### GOAL OF THE EXERCISE
Write out all lines holding the word "this".
◆ ◆ ◆ ◆
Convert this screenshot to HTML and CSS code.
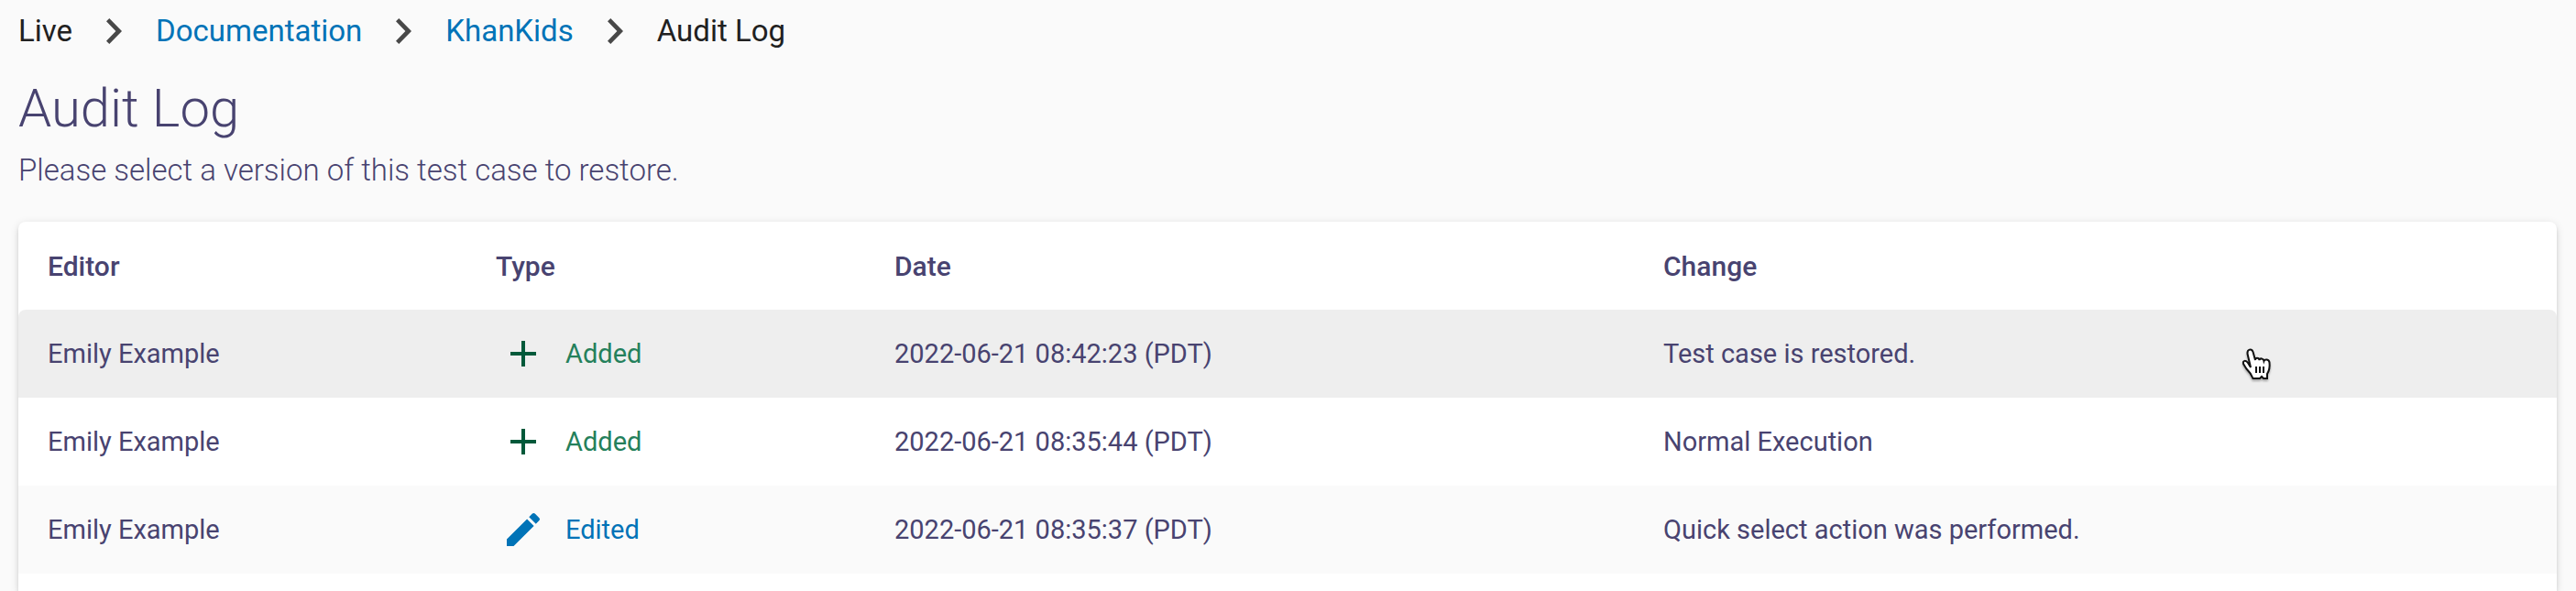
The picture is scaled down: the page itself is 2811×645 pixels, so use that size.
FILE: index.html
```
<!DOCTYPE html>
<html lang="en">
<head>
    <meta charset="UTF-8">
    <meta name="viewport" content="width=device-width, initial-scale=1.0">
    <title>Audit Log</title>
    <link rel="stylesheet" href="styles.css">
</head>
<body>
    <nav class="breadcrumbs" aria-label="Breadcrumb">
        <span>Live</span>
        <svg class="chevron" viewBox="0 0 17 28"><path d="M0 3.3 3.3 0 17 14 3.3 28 0 24.7 10.4 14z"/></svg>
        <a href="#">Documentation</a>
        <svg class="chevron" viewBox="0 0 17 28"><path d="M0 3.3 3.3 0 17 14 3.3 28 0 24.7 10.4 14z"/></svg>
        <a href="#">KhanKids</a>
        <svg class="chevron" viewBox="0 0 17 28"><path d="M0 3.3 3.3 0 17 14 3.3 28 0 24.7 10.4 14z"/></svg>
        <span>Audit Log</span>
    </nav>
    <h1>Audit Log</h1>
    <p class="subtitle">Please select a version of this test case to restore.</p>
    <div class="card">
        <table>
            <colgroup>
                <col class="col-editor">
                <col class="col-type">
                <col class="col-date">
                <col>
            </colgroup>
            <thead>
                <tr>
                    <th>Editor</th>
                    <th>Type</th>
                    <th>Date</th>
                    <th>Change</th>
                </tr>
            </thead>
            <tbody>
                <tr class="active">
                    <td>Emily Example</td>
                    <td>
                        <div class="type added">
                            <svg viewBox="0 0 24 24"><path d="M19 13h-6v6h-2v-6H5v-2h6V5h2v6h6z"/></svg>
                            <span>Added</span>
                        </div>
                    </td>
                    <td>2022-06-21 08:42:23 (PDT)</td>
                    <td>Test case is restored.</td>
                </tr>
                <tr>
                    <td>Emily Example</td>
                    <td>
                        <div class="type added">
                            <svg viewBox="0 0 24 24"><path d="M19 13h-6v6h-2v-6H5v-2h6V5h2v6h6z"/></svg>
                            <span>Added</span>
                        </div>
                    </td>
                    <td>2022-06-21 08:35:44 (PDT)</td>
                    <td>Normal Execution</td>
                </tr>
                <tr class="striped">
                    <td>Emily Example</td>
                    <td>
                        <div class="type edited">
                            <svg viewBox="0 0 24 24"><path d="M3 17.25V21h3.75L17.81 9.94l-3.75-3.75zM20.71 7.04a1 1 0 0 0 0-1.41l-2.34-2.34a1 1 0 0 0-1.41 0l-1.83 1.83 3.75 3.75z"/></svg>
                            <span>Edited</span>
                        </div>
                    </td>
                    <td>2022-06-21 08:35:37 (PDT)</td>
                    <td>Quick select action was performed.</td>
                </tr>
            </tbody>
        </table>
    </div>
    <svg class="pointer" viewBox="0 0 46 46"><path d="M16 27 12.500 12C12 7 17 6 18.500 10L21 19C21 16 25 16 25.500 19 26 16.500 30 17 30.500 20 31.500 17.500 36 18 36.500 21.500 37 26 36 31 34 34V39H30L28 37 26 39H18.500C17 35 14 31 11 28L8 23C7 19 11 19 13 22z"/><path class="lines" d="M22 26v7M26 26v7M30 26v7"/></svg>
</body>
</html>
```

FILE: styles.css
```
* {
    box-sizing: border-box;
}
body {
    display: flex;
    flex-direction: column;
    height: 100vh;
    margin: 0;
    padding: 10px 21px 0 20px;
    overflow: hidden;
    background-color: #FAFAFA;
    color: #484370;
    font-family: Roboto, sans-serif;
    font-size: 29px;
}
.breadcrumbs {
    display: flex;
    align-items: center;
    gap: 37px;
    font-size: 33px;
    line-height: 48px;
    color: #212121;
}
.breadcrumbs a {
    color: #0073B7;
    text-decoration: none;
}
.chevron {
    width: 17px;
    height: 28px;
    fill: #484848;
}
h1 {
    margin: 26px 0 0;
    font-size: 58px;
    font-weight: 300;
    line-height: 68px;
}
.subtitle {
    margin: 10px 0 32px;
    font-size: 33px;
    font-weight: 300;
    line-height: 48px;
}
.card {
    flex: 1;
    border-radius: 8px 8px 0 0;
    background-color: #FFF;
    box-shadow: 0 6px 2px -4px rgba(0, 0, 0, 0.1), 0 4px 4px rgba(0, 0, 0, 0.1), 0 2px 10px rgba(0, 0, 0, 0.12);
}
table {
    width: 100%;
    table-layout: fixed;
    border-collapse: separate;
    border-spacing: 0;
}
.col-editor {
    width: 489px;
}
.col-type {
    width: 435px;
}
.col-date {
    width: 839px;
}
th, td {
    height: 96px;
    padding: 0 32px;
    text-align: left;
    vertical-align: middle;
}
th {
    font-size: 30px;
    font-weight: 500;
}
.active td {
    background-color: #EEE;
}
.active td:first-child {
    border-top-left-radius: 8px;
}
.active td:last-child {
    border-top-right-radius: 8px;
}
.striped td {
    background-color: #FAFAFA;
}
.type {
    display: flex;
    align-items: center;
    gap: 22px;
    padding-left: 6px;
}
.type svg {
    width: 48px;
    height: 48px;
    fill: currentColor;
}
.added {
    color: #24805B;
}
.added svg {
    fill: #00593A;
}
.edited {
    color: #0073B7;
}
.pointer {
    position: absolute;
    top: 374px;
    right: 325px;
    width: 46px;
    height: 46px;
    fill: #FFF;
    stroke: #111;
    stroke-width: 2;
    filter: drop-shadow(0 2px 1px rgba(0, 0, 0, 0.3));
}
.pointer .lines {
    fill: none;
}
```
◆ ◆ ◆ ◆
### COMPLETE OUTPUT
Convert this screenshot to HTML and CSS code.
    <p class="subtitle">Please select a version of this test case to restore.</p>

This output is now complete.